Information supplied
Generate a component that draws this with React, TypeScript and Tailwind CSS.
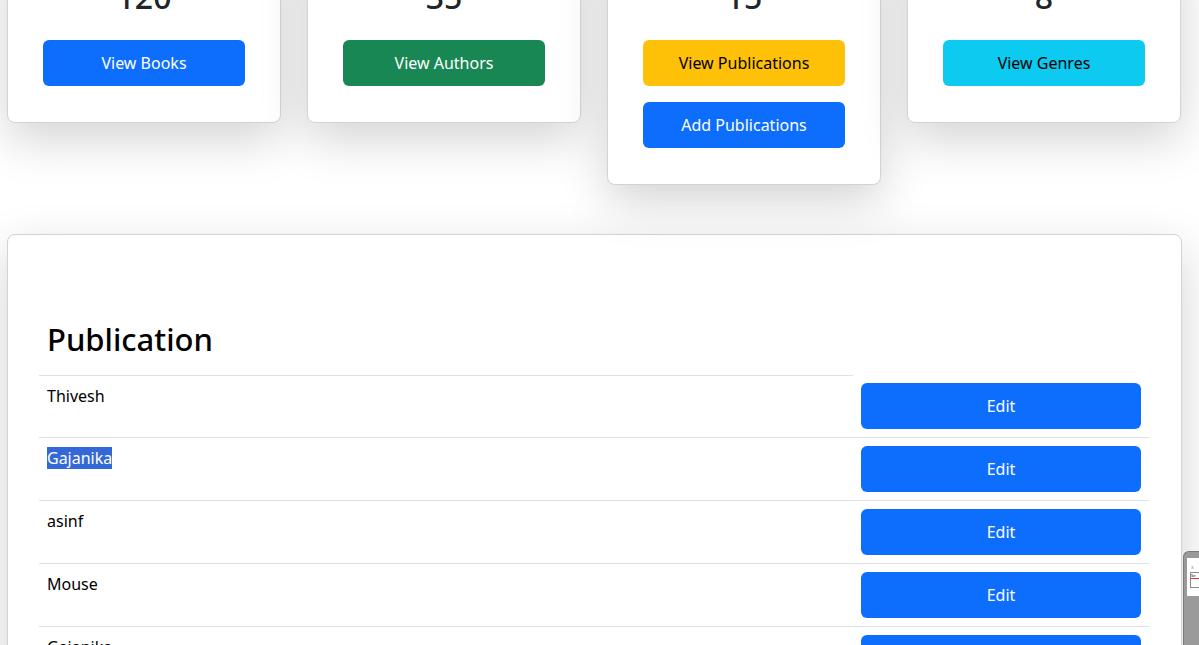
import React from "react";

const font = { fontFamily: '"Noto Sans", "Segoe UI", sans-serif' };

function StatCard({ value, children }: { value: string; children: React.ReactNode }) {
  return (
    <div className="bg-white border border-[#d3d3d3] rounded-[8px] shadow-[0_16px_48px_rgba(0,0,0,0.175)] px-[35px] pt-[38px] pb-[36px] flex flex-col items-stretch">
      <div className="text-center text-[32px] leading-[38px] font-medium text-[#212529] mb-[24px]">{value}</div>
      <div className="flex flex-col gap-[16px]">{children}</div>
    </div>
  );
}

function Btn({ color, children }: { color: string; children: React.ReactNode }) {
  return (
    <button className={`h-[46px] w-full rounded-[6px] text-[16px] leading-[24px] ${color}`}>{children}</button>
  );
}

const rows = ["Thivesh", "Gajanika", "asinf", "Mouse", "Gajanika"];

export default function App() {
  return (
    <div className="relative w-[1199px] h-[645px] overflow-hidden bg-white" style={font}>
      <div className="-mt-[61px] grid grid-cols-4 gap-[26px] pl-[7px] pr-[18px] items-start">
        <StatCard value="120">
          <Btn color="bg-[#0d6efd] text-white">View Books</Btn>
        </StatCard>
        <StatCard value="35">
          <Btn color="bg-[#198754] text-white">View Authors</Btn>
        </StatCard>
        <StatCard value="15">
          <Btn color="bg-[#ffc107] text-black">View Publications</Btn>
          <Btn color="bg-[#0d6efd] text-white">Add Publications</Btn>
        </StatCard>
        <StatCard value="8">
          <Btn color="bg-[#0dcaf0] text-black">View Genres</Btn>
        </StatCard>
      </div>

      <div className="mt-[49px] ml-[7px] w-[1175px] bg-white border border-[#d3d3d3] rounded-[8px] shadow-[0_16px_48px_rgba(0,0,0,0.175)] px-[31px] pt-[85px] pb-[40px]">
        <h2 className="px-[8px] text-[31px] leading-[38px] font-medium text-black mb-[17px]">Publication</h2>
        <div className="flex flex-col w-[1110px] text-[16px] leading-[24px] text-black">
          {rows.map((r, i) => (
            <div key={i} className={`flex ${i > 0 ? "border-t border-[#dee2e6]" : ""}`}>
              <div className={`w-[814px] p-[8px] ${i === 0 ? "border-t border-[#dee2e6]" : ""}`}>
                {i === 1 ? <span className="bg-[#3468d6] text-white">{r}</span> : r}
              </div>
              <div className="flex-1 p-[8px]">
                <button className="w-[280px] h-[46px] rounded-[6px] bg-[#0d6efd] text-white text-[16px]">Edit</button>
              </div>
            </div>
          ))}
        </div>
      </div>

      <div className="absolute left-[1183px] top-[551px] w-[30px] h-[100px] bg-[#9a9a9a] rounded-tl-[6px] border-l border-t border-[#7a7a7a]">
        <div className="absolute left-[3px] top-[6px] w-[30px] h-[38px] bg-white">
          <div className="absolute left-[4px] top-[7px] text-[5px] leading-[5px] text-[#888]">x</div>
          <div className="absolute left-[3px] top-[14px] w-[20px] h-[16px] border border-[#888]">
            <div className="text-[4px] leading-[5px] text-black border-b border-red-500 w-[8px]">Se</div>
          </div>
        </div>
      </div>
    </div>
  );
}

What is expected
Return to the listing above and set it down exactly, leaving out its pictures.

Full solution
Generate a component that draws this with React, TypeScript and Tailwind CSS.
import React from "react";

const font = { fontFamily: '"Noto Sans", "Segoe UI", sans-serif' };

function StatCard({ value, children }: { value: string; children: React.ReactNode }) {
  return (
    <div className="bg-white border border-[#d3d3d3] rounded-[8px] shadow-[0_16px_48px_rgba(0,0,0,0.175)] px-[35px] pt-[38px] pb-[36px] flex flex-col items-stretch">
      <div className="text-center text-[32px] leading-[38px] font-medium text-[#212529] mb-[24px]">{value}</div>
      <div className="flex flex-col gap-[16px]">{children}</div>
    </div>
  );
}

function Btn({ color, children }: { color: string; children: React.ReactNode }) {
  return (
    <button className={`h-[46px] w-full rounded-[6px] text-[16px] leading-[24px] ${color}`}>{children}</button>
  );
}

const rows = ["Thivesh", "Gajanika", "asinf", "Mouse", "Gajanika"];

export default function App() {
  return (
    <div className="relative w-[1199px] h-[645px] overflow-hidden bg-white" style={font}>
      <div className="-mt-[61px] grid grid-cols-4 gap-[26px] pl-[7px] pr-[18px] items-start">
        <StatCard value="120">
          <Btn color="bg-[#0d6efd] text-white">View Books</Btn>
        </StatCard>
        <StatCard value="35">
          <Btn color="bg-[#198754] text-white">View Authors</Btn>
        </StatCard>
        <StatCard value="15">
          <Btn color="bg-[#ffc107] text-black">View Publications</Btn>
          <Btn color="bg-[#0d6efd] text-white">Add Publications</Btn>
        </StatCard>
        <StatCard value="8">
          <Btn color="bg-[#0dcaf0] text-black">View Genres</Btn>
        </StatCard>
      </div>

      <div className="mt-[49px] ml-[7px] w-[1175px] bg-white border border-[#d3d3d3] rounded-[8px] shadow-[0_16px_48px_rgba(0,0,0,0.175)] px-[31px] pt-[85px] pb-[40px]">
        <h2 className="px-[8px] text-[31px] leading-[38px] font-medium text-black mb-[17px]">Publication</h2>
        <div className="flex flex-col w-[1110px] text-[16px] leading-[24px] text-black">
          {rows.map((r, i) => (
            <div key={i} className={`flex ${i > 0 ? "border-t border-[#dee2e6]" : ""}`}>
              <div className={`w-[814px] p-[8px] ${i === 0 ? "border-t border-[#dee2e6]" : ""}`}>
                {i === 1 ? <span className="bg-[#3468d6] text-white">{r}</span> : r}
              </div>
              <div className="flex-1 p-[8px]">
                <button className="w-[280px] h-[46px] rounded-[6px] bg-[#0d6efd] text-white text-[16px]">Edit</button>
              </div>
            </div>
          ))}
        </div>
      </div>

      <div className="absolute left-[1183px] top-[551px] w-[30px] h-[100px] bg-[#9a9a9a] rounded-tl-[6px] border-l border-t border-[#7a7a7a]">
        <div className="absolute left-[3px] top-[6px] w-[30px] h-[38px] bg-white">
          <div className="absolute left-[4px] top-[7px] text-[5px] leading-[5px] text-[#888]">x</div>
          <div className="absolute left-[3px] top-[14px] w-[20px] h-[16px] border border-[#888]">
            <div className="text-[4px] leading-[5px] text-black border-b border-red-500 w-[8px]">Se</div>
          </div>
        </div>
      </div>
    </div>
  );
}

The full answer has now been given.